Real-world acceptance and political economy: Even when a VCG-like mechanism is technically superior, political and regulatory considerations matter. Some observers argue that the need for external payments or subsidies undermines a key selling point of using market-like mechanisms in government programs. Supporters respond that the payoff is less distortion and more predictable welfare outcomes, while acknowledging that implementation requires careful design and governance.
Critics from different schools of thought may frame VCG differently. From a market-friendly perspective, the emphasis is on reducing discretion, promoting truthful revelation, and achieving transparent efficiency. Critics who prioritize fiscal conservatism or public accountability might focus on the costs and fragility of non-budget-balanced designs, arguing for alternatives that balance efficiency with fiscal accountability and simplicity. When discussing these critiques, it is common to contrast the fundamental trade-offs with broader principles about how best to allocate scarce resources in a way that respects property rights, lowers drag on markets, and minimizes bureaucratic complexity. While some criticisms aim at fairness, others target practicality and the political economy of procurement.

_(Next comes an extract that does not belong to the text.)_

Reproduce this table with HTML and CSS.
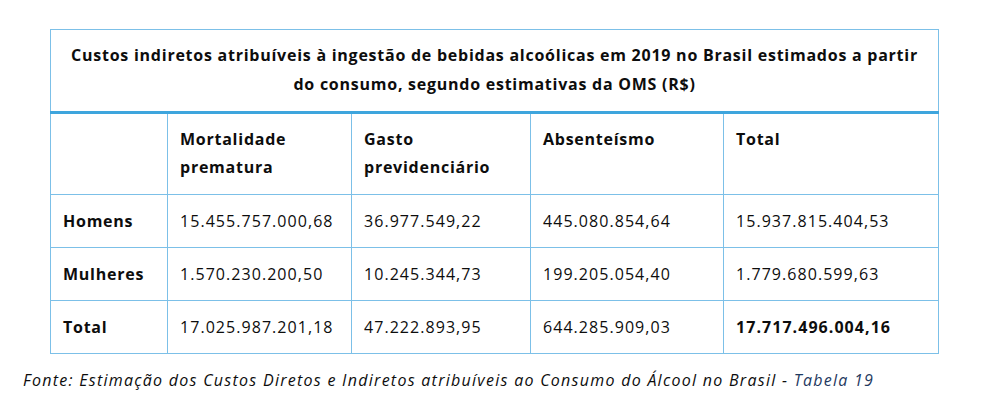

Woke critiques and common-sense responses: Some discussions frame VCG as either too theoretical or insufficiently attentive to real-world distributional concerns. Proponents argue that the mechanism’s core merit is incentive compatibility and allocation efficiency, which can reduce waste and corruption by design. In this frame, critiques labeled as overly ideological may miss the mechanism’s core virtue: aligning stated valuations with outcomes in a transparent, rule-based way. Dismissals of such critiques often rely on emphasizing empirical experience with auctions and procurement, and on clarifying that the point of VCG is not to impose particular moral or distributive outcomes, but to reduce strategic distortion and improve welfare in settings where information is imperfect and private.